Installing the tee was fairly easy, just a bit awkward due to the location up in the basement’s ceiling joists.  (Which is another reason I didn’t want to solder; the pipe is just inches away from wood beams and electrical wiring.)  After turning off the water, opening the faucet in the basement sink to drain the pipes, removing the old saddle valve, and cleaning the pipe with some steel wool, … I cut out a properly-sized section of pipe right where the saddle value used to be.  Because the saddle valve left a hole in the pipe, there wasn’t much of a choice as to the location of the new tee: either put the tee where the saddle valve had been or if I wanted to put the tee somewhere else, I would have to repair the hole.  Using a plumber’s tube cutter would have made the job easier and would have yielded a straighter cut, but I couldn’t find the tube cutter that I think I have.  I’ve never used it before.  (I got it along with a lot of tools I bought at the Goodwill.)  So I used a hacksaw, being especially careful to make a nice straight cut, i.e., a straight cup perpendicular to the pipe.  The first cut was easiest.  The second cut was a bit more difficult because the remaining pipe was apt to wiggle after it had been cut free.  I wanted to have both my hands on the hacksaw, so I used the old saddle valve clamp (after removing the valve and needle parts) to help hold the pipe steady and guide the saw.  I added the clamp, bolts, and nuts to my ever-growing store of parts.

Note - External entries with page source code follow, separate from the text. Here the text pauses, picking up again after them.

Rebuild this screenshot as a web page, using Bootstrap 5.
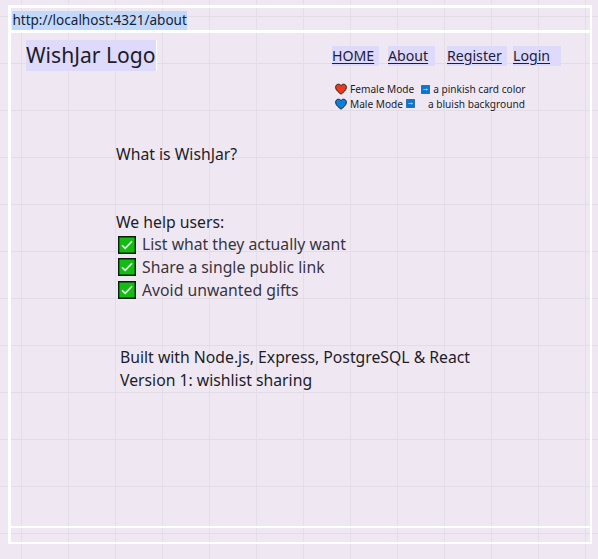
<!DOCTYPE html>
<html lang="en">
<head>
<meta charset="utf-8">
<meta name="viewport" content="width=device-width, initial-scale=1">
<title>WishJar – About</title>
<link href="https://cdn.jsdelivr.net/npm/bootstrap@5.3.0/dist/css/bootstrap.min.css" rel="stylesheet">
<style>
body{font-family:"Noto Sans",sans-serif;color:#211c27;height:559px;overflow:hidden;padding:5px 6px 15px 8px;
 background:linear-gradient(90deg,#e4dee9 1px,transparent 1px) 21px 0/47px 47px,linear-gradient(#e2dce7 1px,transparent 1px) 0 16px/47px 47px,#efe8f3}
.frame{width:584px;height:539px;border:3px solid #fff;border-right-width:2px;border-bottom-width:2px}
.address{height:25px;border-bottom:3px solid #fff;padding:3px 0 0 1px}
.address span{background:#c3d9f9;font-size:13.55px;line-height:19px;height:19px;width:175px;padding-left:.4px;color:#17213a}
.topbar{height:40px;padding:7px 29px 0 15px}
.logo{font-size:21.1px;line-height:30px;width:131px;height:31px;background:#dedafb;border-right:1px solid #fff}
.menu{padding-top:6px}
.menu a{font-size:14.15px;line-height:20px;height:20px;background:#dedafb;color:#211c3b;text-decoration:underline;text-underline-offset:2px}
.menu .link-home{width:47px;margin-right:9px}
.menu .link-about{width:47px;margin-right:12px}
.menu .link-register{width:60px;margin-right:6px}
.menu .link-login{width:48px}
.modes{font-size:10.12px;line-height:14.5px;padding:9px 0 0 324px}
.modes svg{flex:none}
.mode-name{margin:0 6.5px 0 3px}
.mode-name.male{margin-right:3.5px}
.mode-note{margin-left:3.5px}
.mode-note.male{margin-left:12.5px}
.page-copy{font-size:15.76px;line-height:22.6px;padding-left:105px}
.page-copy li{height:22.6px;color:#38343f}
.page-copy li svg{margin:0 6px 0 2px}
.intro{padding-top:32px}
.lead-in{padding-top:45.2px}
.stack-note{padding:45px 0 0 4px}
.bottom-line{border-top:2px solid #fff;height:16px}
</style>
</head>
<body>
<svg class="d-none">
 <symbol id="heart" viewBox="0 0 12 12"><path d="M6 11.2C4.2 9.7.6 7.4.6 4.3.6.8 4.7.3 6 2.6 7.3.3 11.4.8 11.4 4.3 11.4 7.4 7.8 9.7 6 11.2Z" stroke="#222" stroke-width="1"/></symbol>
 <symbol id="arrow" viewBox="0 0 9 9"><path fill="#0b76d1" stroke="#16508b" stroke-width=".7" d="M.4.4h8.2v8.2H.4z"/><path d="M2.3 4.5h4M5.3 3.6l1.3.9-1.3.9" fill="none" stroke="#a5cff2" stroke-width=".8"/></symbol>
 <symbol id="check" viewBox="0 0 18 18"><path fill="#12bd12" stroke="#0c1c10" stroke-width="1.4" d="M.7.7h16.6v16.6H.7z"/><path d="M4 9.3l3.2 3.1L14 5.3" fill="none" stroke="#f2fff0" stroke-width="1.6"/></symbol>
</svg>
<div class="frame d-flex flex-column">
 <div class="address d-flex flex-shrink-0"><span class="text-nowrap">http://localhost:4321/about</span></div>
 <header class="topbar d-flex justify-content-between flex-shrink-0">
  <div class="logo text-nowrap">WishJar Logo</div>
  <nav class="menu d-flex text-nowrap">
   <a href="#" class="link-home">HOME</a>
   <a href="#" class="link-about">About</a>
   <a href="#" class="link-register">Register</a>
   <a href="#" class="link-login">Login</a>
  </nav>
 </header>
 <div class="modes text-nowrap">
  <div class="d-flex align-items-center"><svg width="12" height="12" fill="#f03a17"><use href="#heart"/></svg><span class="mode-name">Female Mode</span><svg width="9" height="9"><use href="#arrow"/></svg><span class="mode-note">a pinkish card color</span></div>
  <div class="d-flex align-items-center"><svg width="12" height="12" fill="#0b7fdf"><use href="#heart"/></svg><span class="mode-name male">Male Mode</span><svg width="9" height="9"><use href="#arrow"/></svg><span class="mode-note male">a bluish background</span></div>
 </div>
 <main class="page-copy flex-grow-1 text-nowrap">
  <p class="intro mb-0">What is WishJar?</p>
  <p class="lead-in mb-0">We help users:</p>
  <ul class="list-unstyled mb-0">
   <li class="d-flex align-items-center"><svg width="18" height="18"><use href="#check"/></svg>List what they actually want</li>
   <li class="d-flex align-items-center"><svg width="18" height="18"><use href="#check"/></svg>Share a single public link</li>
   <li class="d-flex align-items-center"><svg width="18" height="18"><use href="#check"/></svg>Avoid unwanted gifts</li>
  </ul>
  <p class="stack-note mb-0">Built with Node.js, Express, PostgreSQL &amp; React<br>Version 1: wishlist sharing</p>
 </main>
 <footer class="bottom-line flex-shrink-0"></footer>
</div>
<script src="https://cdn.jsdelivr.net/npm/bootstrap@5.3.0/dist/js/bootstrap.bundle.min.js"></script>
</body>
</html>
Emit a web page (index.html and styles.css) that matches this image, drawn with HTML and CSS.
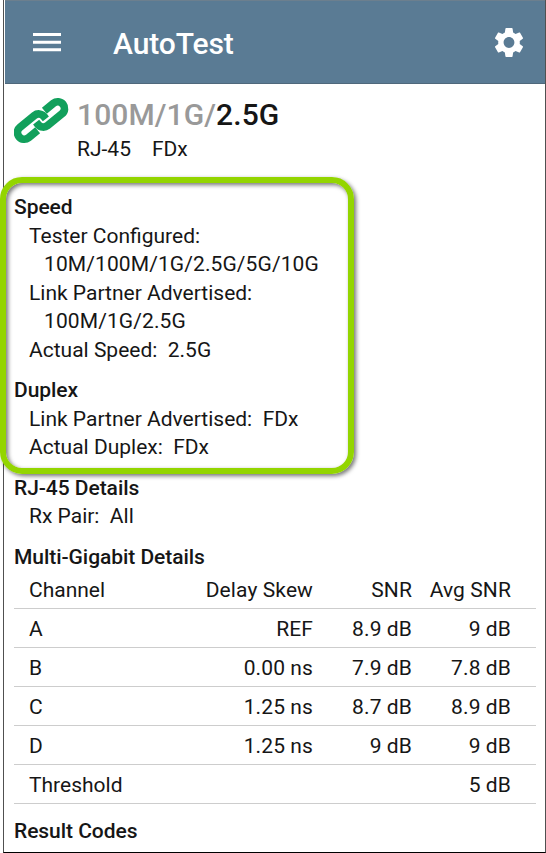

Once the cut was made, I sanded the pipe ends with some extra-fine sandpaper to get everything clean and smooth, then I cleaned everything with a paper towel.  I slid the nuts and ferrules over the pipe ends and then slipped the tee in place.  Many sources warn against over-tightening compression fittings.  But none of them say exactly what that means.  I got the nuts on the compression tee good and tight and attached the line to the ice maker.  Then I turned on the water.  Everything worked fine, but over the next hour a small droplet of water appeared on the bottom of the pipe.  It was never enough to actually drop to the floor.  I tightened the nuts a bit more and after that the pipes stayed completely dry.  That’s a funny thing about compression fittings: you look on the internet for advice and everyone says compression fittings have to be tight, so they don’t leak … but not too tight, because that will ruin them.  Of course, there’s no way to measure “tight” that’s right as opposed to “too tight”.  It seems that tightening it as much as you can without overly straining, getting a small leak, and then tightening just a bit more and making sure the leak has stopped is as good a method as any.

The best thing is that the refrigerator’s ice maker and water dispenser started working again.  In fact, they work better than before.  There’s more water pressure, so the dispenser fills a glass more quickly than it ever did before.

I’m quite glad to have a better connection for the refrigerator line, with a real valve that will actually turn the water off if need be.  (Like, for example, hooking up a new refrigerator.)

Naturally, the money spent for the compression tee was a fraction of what a plumber would have charged.  It’s true that a compression tee isn’t as good as a soldered tee, but time will tell if it’s a good value.  [Update: 60 days later: still working fine, no sign of any leak.]